I spent 2008-2012 as an assaulter in the Commanders In-Extremis Force, with my final years there as an Assault High Cell Leader. The CIF was tasked with direct action, hostage rescue, counter proliferation and counter terrorism actions.
Due to the nature of assaulting/fighting in an urban environment, I ran as light and as slim as possible. We trimmed our basic load down four to five M4 magazines, two initiators for interior charges, an M67 frag grenade, and, in my case, both an MBITR and PRC-117G with associated cables, PTT and antenna. It came out to 26 lbs all in, not including specialty items and tools we occasionally carried.

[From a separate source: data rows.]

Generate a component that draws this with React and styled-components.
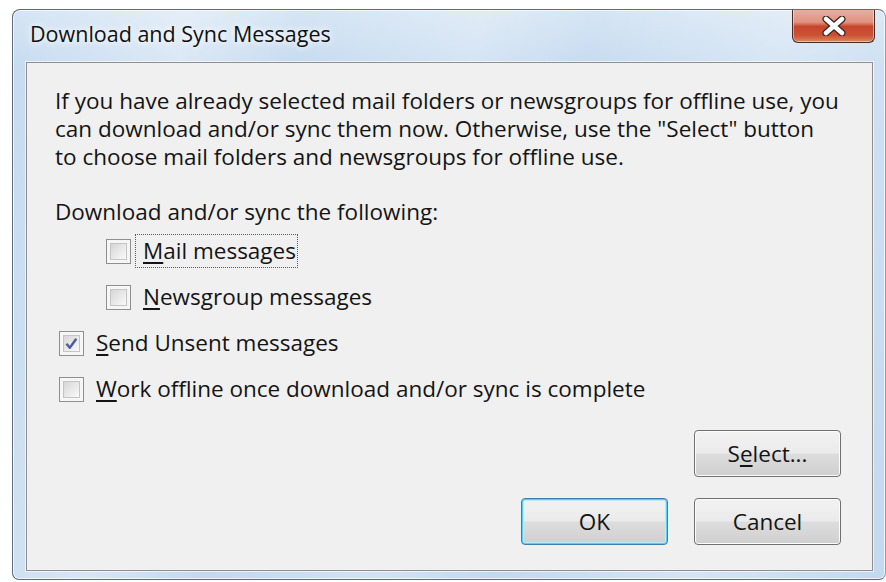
import React from "react";
import styled, { createGlobalStyle } from "styled-components";

const Global = createGlobalStyle`
  html, body {
    margin: 0;
    padding: 0;
    background: #ffffff;
    overflow: hidden;
  }
  body {
    font-family: "Open Sans", "Noto Sans", "Liberation Sans", sans-serif;
  }
`;

const Window = styled.div`
  margin: 9px 0 0 12px;
  width: 874px;
  height: 571px;
  box-sizing: border-box;
  border: 1px solid #5f6b78;
  border-right-color: #8aa0b6;
  border-radius: 8px 8px 7px 7px;
  background:
    linear-gradient(100deg, rgba(255,255,255,0) 0%, rgba(255,255,255,0.35) 18%, rgba(255,255,255,0) 30%,
      rgba(255,255,255,0.25) 48%, rgba(255,255,255,0) 60%, rgba(255,255,255,0.3) 80%, rgba(255,255,255,0) 100%),
    linear-gradient(to bottom, #d6e5f4 0%, #c6dbf0 10%, #c3d9ef 100%);
  box-shadow: inset 0 0 0 1px rgba(255,255,255,0.7);
  display: flex;
  flex-direction: column;
  overflow: hidden;
`;

const TitleBar = styled.div`
  height: 52px;
  flex: none;
  display: flex;
  align-items: flex-start;
  justify-content: space-between;
  padding-left: 17px;
`;

const Title = styled.div`
  margin-top: 9px;
  font-size: 21.5px;
  color: #111;
  text-shadow: 0 0 6px rgba(255,255,255,0.95), 0 0 10px rgba(255,255,255,0.8);
`;

const CloseButton = styled.div`
  width: 83px;
  height: 34px;
  margin-top: -1px;
  margin-right: 10px;
  box-sizing: border-box;
  border: 1px solid #4a2a26;
  border-top: none;
  border-radius: 0 0 6px 6px;
  background: linear-gradient(to bottom, #eab0a0 0%, #e09280 40%, #c6462d 53%, #cc5234 80%, #d98a5f 100%);
  box-shadow: inset 0 0 0 1px rgba(255,255,255,0.45);
  display: flex;
  align-items: center;
  justify-content: center;
`;

const Client = styled.div`
  flex: 1;
  margin: 0 12px 8px 13px;
  box-sizing: border-box;
  border: 1px solid #8d8f91;
  outline: 1px solid rgba(255,255,255,0.6);
  background: #f0f0f0;
  padding: 24px 31px 0 28px;
  display: flex;
  flex-direction: column;
  color: #141414;
  font-size: 22.5px;
  line-height: 28px;
`;

const Paragraph = styled.p`
  margin: 0;
`;

const Heading = styled.div`
  margin-top: 27px;
`;

const Options = styled.div`
  display: flex;
  flex-direction: column;
  gap: 18px;
  margin-top: 11px;
`;

const Row = styled.label`
  display: flex;
  align-items: center;
  height: 28px;
  padding-left: ${(p) => p.$indent}px;
  gap: 4px;
`;

const Box = styled.span`
  width: 25px;
  height: 25px;
  flex: none;
  box-sizing: border-box;
  border: 1px solid #8e8f8f;
  background: #f6f6f6;
  padding: 3px;
  display: flex;
`;

const BoxInner = styled.span`
  flex: 1;
  border: 1px solid #c4c4c4;
  background: linear-gradient(135deg, #d6d6d6 0%, #e8e8e8 50%, #fafafa 100%);
  display: flex;
  align-items: center;
  justify-content: center;
`;

const LabelText = styled.span`
  padding: 2px 1px 2px 7px;
  border: 1px dotted ${(p) => (p.$focused ? "#5a5a5a" : "transparent")};
  line-height: 28px;
`;

const Key = styled.span`
  text-decoration: underline;
  text-decoration-thickness: 1.5px;
  text-underline-offset: 3px;
`;

const Buttons = styled.div`
  display: flex;
  flex-direction: column;
  align-items: flex-end;
  margin-top: 27px;
  gap: 21px;
`;

const ButtonRow = styled.div`
  display: flex;
  gap: 26px;
`;

const Button = styled.div`
  width: 147px;
  height: 47px;
  box-sizing: border-box;
  border: 1px solid ${(p) => (p.$default ? "#3c7fb1" : "#707070")};
  border-radius: 4px;
  background: linear-gradient(to bottom, #f2f2f2 0%, #ebebeb 48%, #dddddd 52%, #cfcfcf 100%);
  box-shadow: ${(p) =>
    p.$default
      ? "inset 0 0 0 1px #48d5f9, inset 0 0 0 2px #bde9f8"
      : "inset 0 0 0 1px #fcfcfc"};
  display: flex;
  align-items: center;
  justify-content: center;
  font-size: 22.5px;
  color: #141414;
`;

function Check({ checked }) {
  return (
    <Box>
      <BoxInner>
        {checked && (
          <svg width="13" height="13" viewBox="0 0 13 13">
            <path
              d="M1.5 6.8 L4.8 10.8 L11.3 1.8"
              fill="none"
              stroke="#4b5e98"
              strokeWidth="2.4"
              strokeLinejoin="round"
            />
          </svg>
        )}
      </BoxInner>
    </Box>
  );
}

function Option({ indent, checked, focused, keyChar, rest }) {
  return (
    <Row $indent={indent}>
      <Check checked={checked} />
      <LabelText $focused={focused}>
        <Key>{keyChar}</Key>
        {rest}
      </LabelText>
    </Row>
  );
}

export default function App() {
  return (
    <>
      <Global />
      <Window>
        <TitleBar>
          <Title>Download and Sync Messages</Title>
          <CloseButton>
            <svg width="30" height="20" viewBox="0 0 30 20">
              <path
                d="M7 3 L23 17 M23 3 L7 17"
                stroke="#3d2420"
                strokeWidth="7"
                strokeLinecap="round"
              />
              <path
                d="M7 3 L23 17 M23 3 L7 17"
                stroke="#ffffff"
                strokeWidth="4.5"
                strokeLinecap="round"
              />
            </svg>
          </CloseButton>
        </TitleBar>
        <Client>
          <Paragraph>
            If you have already selected mail folders or newsgroups for offline use, you
            <br />
            can download and/or sync them now. Otherwise, use the "Select" button
            <br />
            to choose mail folders and newsgroups for offline use.
          </Paragraph>
          <Heading>Download and/or sync the following:</Heading>
          <Options>
            <Option indent={51} focused keyChar="M" rest="ail messages" />
            <Option indent={51} keyChar="N" rest="ewsgroup messages" />
            <Option indent={4} checked keyChar="S" rest="end Unsent messages" />
            <Option
              indent={4}
              keyChar="W"
              rest="ork offline once download and/or sync is complete"
            />
          </Options>
          <Buttons>
            <Button>
              S<Key>e</Key>lect...
            </Button>
            <ButtonRow>
              <Button $default>OK</Button>
              <Button>Cancel</Button>
            </ButtonRow>
          </Buttons>
        </Client>
      </Window>
    </>
  );
}
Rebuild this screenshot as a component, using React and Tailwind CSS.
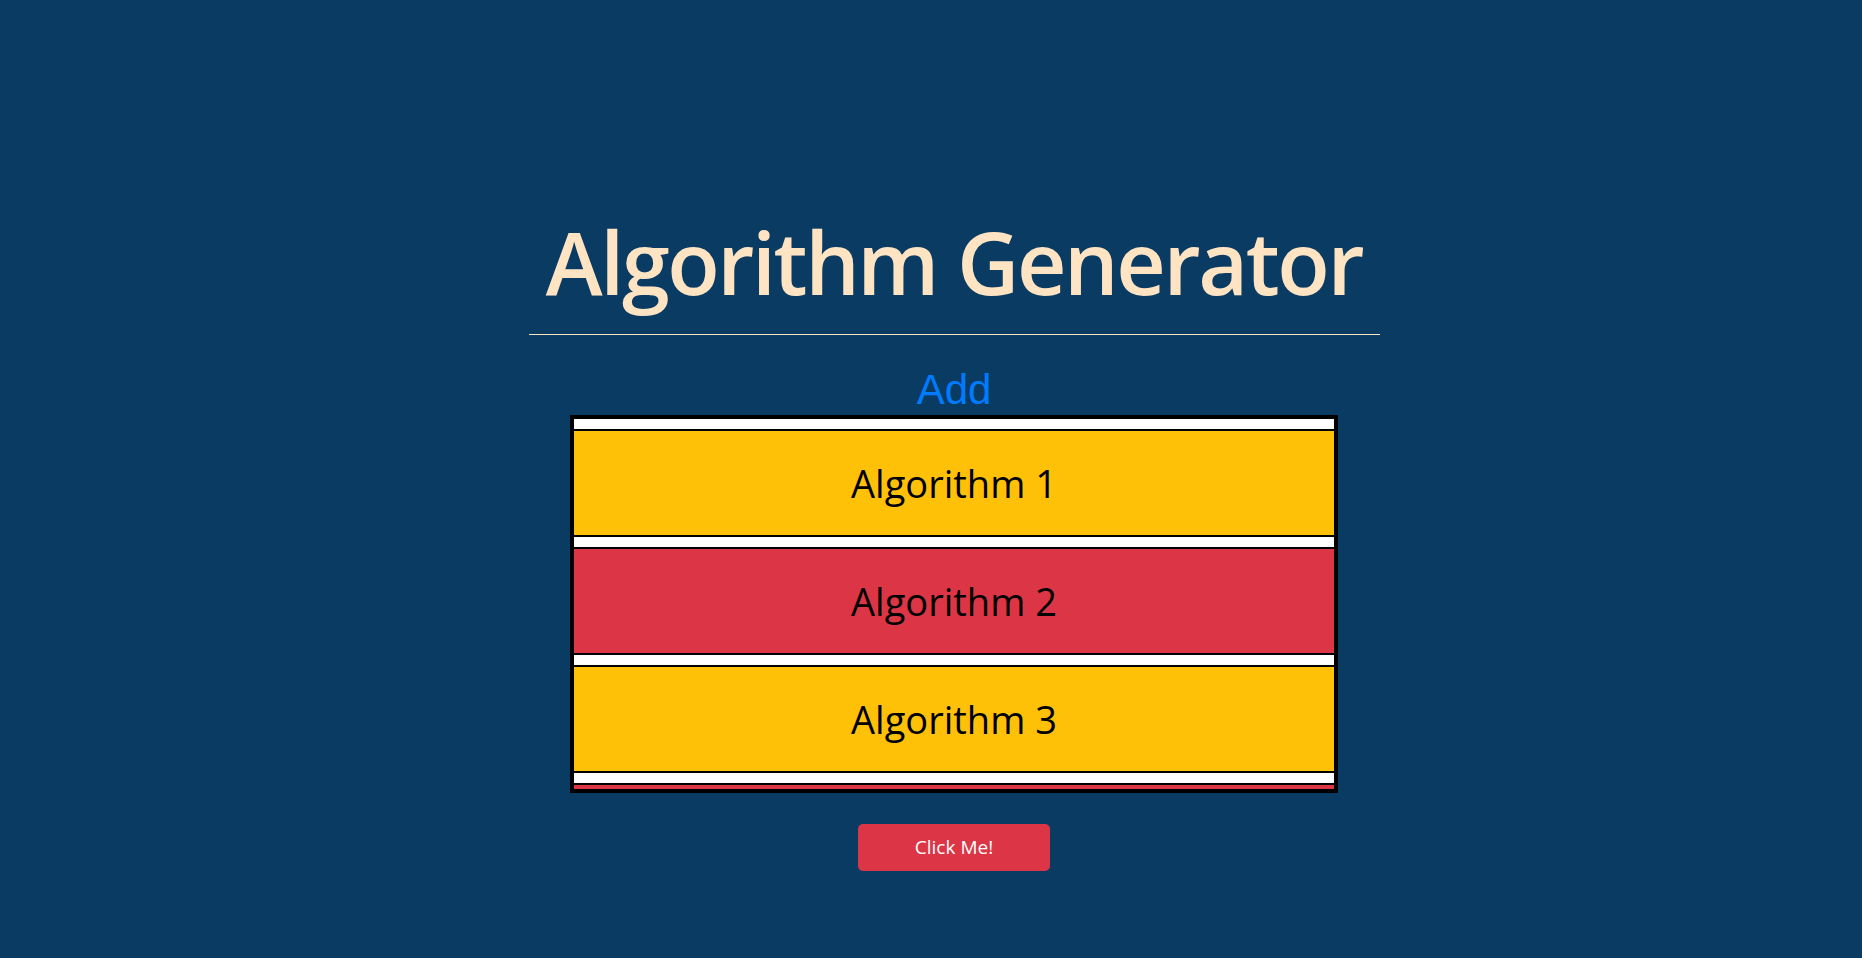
const algorithms = [
  { name: 'Algorithm 1', color: 'bg-[#ffc107]' },
  { name: 'Algorithm 2', color: 'bg-[#dc3545]' },
  { name: 'Algorithm 3', color: 'bg-[#ffc107]' },
  // last row only peeks out of the scroll box
  { name: '', color: 'bg-[#dc3545]' },
]

export default function App() {
  return (
    <div className="min-h-screen bg-[#0a3b63] pl-[46px] pt-[210px] flex flex-col items-center font-['Open_Sans',sans-serif]">
      {/* Title */}
      <h1 className="text-[86px] leading-[1.2] font-semibold tracking-[-2.4px] text-[#ffe4c4]">
        Algorithm Generator
      </h1>
      <div className="w-[851px] mt-[21px] border-t border-[#ffe4c4]" />

      {/* Add link */}
      <button className="mt-[34px] text-[42px] leading-none text-[#007bff] font-['Liberation_Sans',Arial,sans-serif]">
        Add
      </button>

      {/* Algorithm list */}
      <div className="mt-[4px] w-[768px] h-[378px] border-4 border-black bg-white overflow-hidden">
        {algorithms.map((a, i) => (
          <div
            key={i}
            className={`mt-[10px] h-[108px] border-y-2 border-black flex items-center justify-center text-[38px] text-black ${a.color}`}
          >
            {a.name}
          </div>
        ))}
      </div>

      <button className="mt-[31px] w-[192px] h-[47px] rounded-[5px] bg-[#dc3545] text-white text-[19px]">
        Click Me!
      </button>
    </div>
  )
}
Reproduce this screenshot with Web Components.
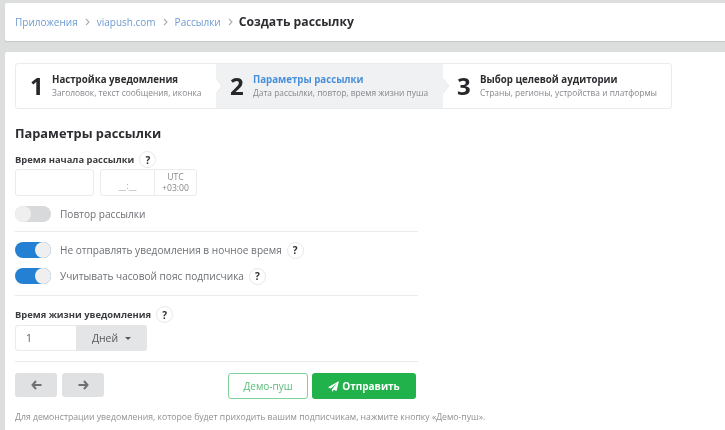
<!DOCTYPE html>
<html lang="ru">
<head>
<meta charset="utf-8">
<title>Создать рассылку</title>
<style>
    html, body { margin: 0; height: 100%; overflow: hidden; }
    body {
        background: #dcdddd;
        font-family: "Open Sans", "Noto Sans", sans-serif;
        color: #2b2d30;
    }
</style>
</head>
<body>
<app-page>
    <bread-crumbs title-text="Создать рассылку" items="Приложения|viapush.com|Рассылки"></bread-crumbs>
    <main-panel>
        <step-wizard></step-wizard>
        <send-form></send-form>
    </main-panel>
</app-page>

<script>
class AppPage extends HTMLElement {
    constructor() {
        super();
        this.attachShadow({ mode: 'open' });
        this.shadowRoot.innerHTML = `
        <style>
            :host { display: flex; flex-direction: column; gap: 11px; height: 430px; padding: 3px 0 0 5px; box-sizing: border-box; filter: blur(0.35px); }
        </style>
        <slot></slot>`;
    }
}

class BreadCrumbs extends HTMLElement {
    constructor() {
        super();
        this.attachShadow({ mode: 'open' });
    }

    connectedCallback() {
        const items = this.getAttribute('items').split('|');
        const links = items.map(i => `<a>${i}</a><svg width="5" height="8" viewBox="0 0 5 8"><path d="M1 1l3 3-3 3" fill="none" stroke="#a9adb0" stroke-width="1.1"/></svg>`).join('');
        this.shadowRoot.innerHTML = `
        <style>
            :host { display: flex; align-items: center; gap: 7px; height: 38px; padding-left: 10px; padding-bottom: 1px; box-sizing: border-box; background: #fff; border-radius: 2px 0 0 2px; box-shadow: 0 1px 1px #c4c5c5; font-size: 10px; }
            a { color: #6f9bd1; }
            b { font-size: 12.2px; font-weight: 700; color: #2b2d30; margin-left: -1px; }
        </style>
        ${links}<b>${this.getAttribute('title-text')}</b>`;
    }
}

class MainPanel extends HTMLElement {
    constructor() {
        super();
        this.attachShadow({ mode: 'open' });
        this.shadowRoot.innerHTML = `
        <style>
            :host { display: block; flex: 1; background: #fff; border-radius: 2px 0 0 0; padding: 11px 10px 0; box-sizing: border-box; }
        </style>
        <slot></slot>`;
    }
}

class WizardStep extends HTMLElement {
    constructor() {
        super();
        this.attachShadow({ mode: 'open' });
        this.shadowRoot.innerHTML = `
        <style>
            :host { display: flex; align-items: center; gap: 8px; box-sizing: border-box; height: 100%; padding-left: 14px; position: relative; }
            :host([active]) { background: #eff1f3; }
            .num { font-size: 24px; font-weight: 700; line-height: 1; color: #25272a; width: 14px; }
            :host([active]) .num, :host([last]) .num { width: 15px; }
            .title { font-size: 9.7px; font-weight: 700; line-height: 14px; white-space: nowrap; }
            :host([active]) .title { color: #4a90d9; }
            .sub { font-size: 8.4px; line-height: 12px; color: #85888c; white-space: nowrap; }
            .tip { position: absolute; left: 100%; top: 50%; margin-top: -8px; z-index: 1; display: block; }
            :host(:not([tip])) .tip { display: none; }
        </style>
        <span class="num"><slot name="num"></slot></span>
        <div><div class="title"><slot name="title"></slot></div><div class="sub"><slot name="sub"></slot></div></div>
        <svg class="tip" width="7" height="16" viewBox="0 0 7 16"><path d="M0 .5L6 8 0 15.500" fill="${this.getAttribute('tip') === 'grey' ? '#eff1f3' : '#fff'}" stroke="#e9ebec"/></svg>`;
    }
}

class StepWizard extends HTMLElement {
    constructor() {
        super();
        this.attachShadow({ mode: 'open' });
        this.shadowRoot.innerHTML = `
        <style>
            :host { display: grid; grid-template-columns: 200px 227px 228px; width: 657px; height: 46px; box-sizing: border-box; border: 1px solid #e9ebec; border-radius: 3px; }
        </style>
        <wizard-step tip="white">
            <span slot="num">1</span><span slot="title">Настройка уведомления</span><span slot="sub">Заголовок, текст сообщения, иконка</span>
        </wizard-step>
        <wizard-step active tip="grey">
            <span slot="num">2</span><span slot="title">Параметры рассылки</span><span slot="sub">Дата рассылки, повтор, время жизни пуша</span>
        </wizard-step>
        <wizard-step last>
            <span slot="num">3</span><span slot="title">Выбор целевой аудитории</span><span slot="sub">Страны, регионы, устройства и платформы</span>
        </wizard-step>`;
    }
}

class HelpMark extends HTMLElement {
    constructor() {
        super();
        this.attachShadow({ mode: 'open' });
        this.shadowRoot.innerHTML = `
        <style>
            :host { display: inline-flex; align-items: center; justify-content: center; width: 15px; height: 15px; border: 1px solid #e7e8e9; border-radius: 50%; font-size: 10px; font-weight: 700; color: #2b2d30; background: #fff; flex: none; }
        </style>
        ?`;
    }
}

class ToggleRow extends HTMLElement {
    constructor() {
        super();
        this.attachShadow({ mode: 'open' });
        this.shadowRoot.innerHTML = `
        <style>
            :host { display: flex; align-items: center; font-size: 10.1px; color: #6d7074; height: 16px; }
            .track { width: 36px; height: 16px; border-radius: 8px; background: #d8d9da; position: relative; margin-right: 9px; flex: none; }
            :host([on]) .track { background: #2480d2; }
            .knob { position: absolute; left: 0; top: 0; width: 16px; height: 16px; border-radius: 50%; background: #efefef; }
            :host([on]) .knob { left: 20px; }
            ::slotted(help-mark) { margin-left: 5px; }
        </style>
        <span class="track"><i class="knob"></i></span><slot></slot>`;
    }
}

class SendForm extends HTMLElement {
    constructor() {
        super();
        this.attachShadow({ mode: 'open' });
        this.shadowRoot.innerHTML = `
        <style>
            :host { display: block; width: 403px; }
            h2 { font-size: 12.8px; font-weight: 700; line-height: 18px; margin: 15px 0 9px; color: #2b2d30; }
            .label { display: flex; align-items: center; gap: 5px; font-size: 9.4px; font-weight: 700; line-height: 16px; color: #3a3c40; }
            .dates { display: flex; gap: 6px; margin-top: 1px; }
            .box { box-sizing: border-box; height: 27px; border: 1px solid #e9ebec; border-radius: 3px; }
            .date { width: 79px; }
            .time { width: 97px; display: flex; }
            .time span { width: 53px; font-size: 9px; color: #a5a8ab; text-align: center; line-height: 32px; }
            .utc { flex: 1; border-left: 1px solid #e9ebec; font-size: 8.6px; line-height: 11px; color: #85888c; text-align: center; padding-top: 2px; }
            hr { border: 0; border-top: 1px solid #e9ebec; margin: 0; }
            .rep { margin: 10px 0 9px; }
            .tg { display: flex; flex-direction: column; gap: 10px; margin: 10px 0 11px; }
            .ttl { margin: 10px 0 2px; }
            .count { display: flex; width: 132px; height: 26px; }
            .count .v { flex: 1; border: 1px solid #e9ebec; border-right: 0; border-radius: 3px 0 0 3px; font-size: 10.4px; color: #55585c; line-height: 24px; padding-left: 10px; }
            .count .u { width: 71px; flex: none; background: #e4e5e7; border-radius: 0 3px 3px 0; font-size: 10.4px; color: #55585c; display: flex; align-items: center; justify-content: center; gap: 7px; box-sizing: border-box; }
            .caret { border: 3px solid transparent; border-top-color: #55585c; border-bottom: 0; }
            .acts { display: flex; align-items: flex-start; margin: 11px 2px 0 0; height: 26px; }
            .nav { width: 42px; height: 24px; border-radius: 3px; background: #e0e1e3; display: flex; align-items: center; justify-content: center; margin-right: 5px; }
            .demo { margin-left: auto; width: 80px; height: 26px; box-sizing: border-box; border: 1px solid #7ed39a; border-radius: 3px; color: #57bd78; font-size: 10px; display: flex; align-items: center; justify-content: center; margin-right: 4px; }
            .go { width: 104px; height: 26px; background: #21b24b; border-radius: 3px; color: #fff; font-size: 10px; font-weight: 700; display: flex; align-items: center; justify-content: center; gap: 3px; }
            .note { font-size: 8.66px; color: #8e9194; margin-top: 12px; white-space: nowrap; line-height: 13px; }
        </style>
        <h2>Параметры рассылки</h2>
        <div class="label">Время начала рассылки <help-mark></help-mark></div>
        <div class="dates">
            <div class="box date"></div>
            <div class="box time"><span>__:__</span><div class="utc">UTC<br>+03:00</div></div>
        </div>
        <toggle-row class="rep" style="display:flex">Повтор рассылки</toggle-row>
        <hr>
        <div class="tg">
            <toggle-row on>Не отправлять уведомления в ночное время <help-mark></help-mark></toggle-row>
            <toggle-row on>Учитывать часовой пояс подписчика <help-mark></help-mark></toggle-row>
        </div>
        <hr>
        <div class="label ttl">Время жизни уведомления <help-mark></help-mark></div>
        <div class="count"><div class="v">1</div><div class="u">Дней <i class="caret"></i></div></div>
        <hr style="margin-top:10px">
        <div class="acts">
            <div class="nav"><svg width="11" height="10" viewBox="0 0 11 10"><path d="M5 1L1.500 5 5 9M2 5h8.500" fill="none" stroke="#6d7074" stroke-width="2"/></svg></div>
            <div class="nav"><svg width="11" height="10" viewBox="0 0 11 10"><path d="M6 1l3.500 4L6 9M9 5H.5" fill="none" stroke="#6d7074" stroke-width="2"/></svg></div>
            <div class="demo">Демо-пуш</div>
            <div class="go"><svg width="11" height="11" viewBox="0 0 11 11"><path d="M11 0L0 6.300l2.800 1.100L9 2.300 4 8.200V11l1.800-2.200 2.700 1.100z" fill="#fff"/></svg> Отправить</div>
        </div>
        <div class="note">Для демонстрации уведомления, которое будет приходить вашим подписчикам, нажмите кнопку «Демо-пуш».</div>`;
    }
}

customElements.define('app-page', AppPage);
customElements.define('bread-crumbs', BreadCrumbs);
customElements.define('main-panel', MainPanel);
customElements.define('wizard-step', WizardStep);
customElements.define('step-wizard', StepWizard);
customElements.define('help-mark', HelpMark);
customElements.define('toggle-row', ToggleRow);
customElements.define('send-form', SendForm);
</script>
</body>
</html>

I had been originally issued the Eagle RBAV (Releasable Body Armor Vest), a platform I ran for three trips (one to Iraq and two in Afghanistan). During both deployments, the vest required repeated repairs. Duct tape and dental floss fixes dotted the vest where the sewing had failed. It got to the point where I began looking to find a more durable alternative that was both lighter, and less restrictive to fight in, even if I had to pay for it myself.
One of our attached Navy WMD specialists gave me a London Bridge Trading (LBT) 6094A and a set of LTC 28340 plates. Lighter and slimmer than the RBAV, the LBT 6094A came in a “shooter cut” with plate pockets that allowed me to run my M4 without fighting the vest. The LTC plates were also significantly lighter, half as thick and more capable (Level IV stand-alone) than my Army issued PPE. These plates were also size medium versus the size large I was issued due to my build. At the end of the day, the LBT and LTC package shaved pounds and inches while increasing mobility and protection.
This would be my set-up until I left the Army a few years later.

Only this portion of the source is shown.